The MOVE ME! project run by Deda, funded through the place partnership, was set up to help inspire creativity and curiosity through movement and play in children across Derby city centre. Led some amazing local early years movement practitioners, children aged 0 – 5 years in family hubs across the city are able to dance, move and play in an accessible and safe environment, developing their social and emotional skills.

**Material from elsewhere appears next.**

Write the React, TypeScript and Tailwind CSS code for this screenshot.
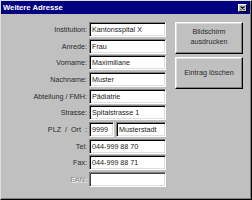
import React from "react"

type Field = {
  label: string
  value?: string
  disabled?: boolean
}

const fields: Field[] = [
  { label: "Institution:", value: "Kantonsspital X" },
  { label: "Anrede:", value: "Frau" },
  { label: "Vorname:", value: "Maximiliane" },
  { label: "Nachname:", value: "Muster" },
  { label: "Abteilung / FMH:", value: "Pädiatrie" },
  { label: "Strasse:", value: "Spitalstrasse 1" },
]

const fieldsAfter: Field[] = [
  { label: "Tel:", value: "044-999 88 70" },
  { label: "Fax:", value: "044-999 88 71" },
  { label: "EAN:", value: "", disabled: true },
]

const inputCls =
  "h-[15px] border border-t-[#808080] border-l-[#808080] border-r-white border-b-white bg-white pl-[2px] text-[#202020] leading-[13px] shadow-[inset_1px_1px_0_#000,inset_-1px_-1px_0_#dfdfdf] whitespace-nowrap overflow-hidden"

function Sunken({ value, disabled, className }: { value?: string; disabled?: boolean; className?: string }) {
  return (
    <div
      className={`${inputCls} ${disabled ? "bg-[#fbfbfb] shadow-[inset_1px_1px_0_#404040,inset_-1px_-1px_0_#dfdfdf]" : ""} ${className ?? ""}`}
    >
      {value}
    </div>
  )
}

function Label({ text, disabled }: { text: string; disabled?: boolean }) {
  return (
    <div
      className={`text-right whitespace-pre leading-[15px] ${
        disabled ? "text-[#8a8a8a] [text-shadow:1px_1px_0_#ffffff]" : "text-[#2a2a2a]"
      }`}
    >
      {text}
    </div>
  )
}

function Button({ children }: { children: React.ReactNode }) {
  return (
    <button
      type="button"
      className="flex w-[68px] items-center justify-center border border-t-white border-l-white border-r-black border-b-black bg-[#c0c0c0] text-center leading-[10px] text-[#2a2a2a] shadow-[inset_-1px_-1px_0_#808080,inset_1px_1px_0_#dfdfdf]"
    >
      {children}
    </button>
  )
}

export default function App() {
  return (
    <div
      className="flex h-[200px] w-[252px] flex-col border border-t-[#dfdfdf] border-l-[#dfdfdf] border-r-black border-b-black bg-[#c0c0c0] text-[7.2px] shadow-[inset_-1px_-1px_0_#808080]"
      style={{ fontFamily: '"Liberation Sans", Arial, sans-serif' }}
    >
      <div className="mr-[1px] flex h-[13px] items-center justify-between bg-[#000080] pl-[2px] pr-[3px]">
        <span className="text-[7.7px] font-bold text-white">Weitere Adresse</span>
        <span className="flex h-[8px] w-[9px] items-center justify-center border border-t-white border-l-white border-r-black border-b-black bg-[#c0c0c0]">
          <svg width="5" height="4" viewBox="0 0 5 4">
            <path d="M0.5 0.5 L4.5 3.5 M4.5 0.5 L0.5 3.5" stroke="#000" strokeWidth="1.1" />
          </svg>
        </span>
      </div>

      <div className="mt-[8px] flex gap-[9px]">
        <div className="grid grid-cols-[86px_77px] gap-x-[2px] gap-y-[1.67px]">
          {fields.map((f) => (
            <React.Fragment key={f.label}>
              <Label text={f.label} />
              <Sunken value={f.value} />
            </React.Fragment>
          ))}
          <Label text={"PLZ  /  Ort  :"} />
          <div className="flex gap-[2px]">
            <Sunken value="9999" className="w-[25px]" />
            <Sunken value="Musterstadt" className="flex-1" />
          </div>
          {fieldsAfter.map((f) => (
            <React.Fragment key={f.label}>
              <Label text={f.label} disabled={f.disabled} />
              <Sunken value={f.value} disabled={f.disabled} />
            </React.Fragment>
          ))}
        </div>

        <div className="flex flex-col gap-[3px]">
          <Button>
            <span className="h-[30px] pt-[4px]">
              Bildschirm
              <br />
              ausdrucken
            </span>
          </Button>
          <Button>
            <span className="flex h-[30px] items-center">Eintrag löschen</span>
          </Button>
        </div>
      </div>
    </div>
  )
}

Movement and sensory props
Early year's specialist, Katherine Simpson uses movement and sensory props to spark creativity and curiosity in early years movement sessions. Katherine gave us insight into one of her masking tape sessions. She created a spider web of coloured masking tape on the floor, using this to help develop team building and communication skills. Our participants discussed how else masking tape might be used to spark movement play to help child development including: doodle dance, letters, numbers and shapes, grids and more. Katherine finished the session with a projection of stars on the ceiling presenting one way in which she closes her sessions, to allow children to leave calm and refreshed.
Non-verbal, visual arts
Monika Johnson and Rachel Scanlon gave us an insight into their nonverbal, visual arts early years sessions. They enjoy allowing the children to watch what is happening and join in when they feel they are ready and willing, without any speech required. The pair used a variety of sensory props to allow a story/ narrative to emerge from free play, which would invite drawings and re-enactments to occur. Monika and Rachels session focused on letting the children decide the narrative and listening to them. The pair suggested this way of working was developed through their making and believing sessions, due to the number of SEN children and those with additional needs, finding this nonverbal atmosphere much more accessible.
Making and Believing
Cheryl Mitchell explained the making and believing project; similarly, to the MOVE ME project, they took visual arts and sensory play into early years settings for children aged 0 – 5. Alongside Cheryl was Susan Young, the lead researcher for the project. Susan discussed the background of her research looking into an Italian early year’s practise called Reggio Emelia, which was set up by women to develop imaginative, caring individuals in society. Reflecting on the making and believing sessions, Susan suggested the setting played a huge role on the children’s engagement and the height in which children were spoken too by the adults. They looked at theories of how children develop and evolve, and the importance of learning through play.
Movement and play help to develop curious, creative, and imaginative children, and our attendees took away their own tool kits of movement and play knowledge to develop social and emotional skills in children within their own settings.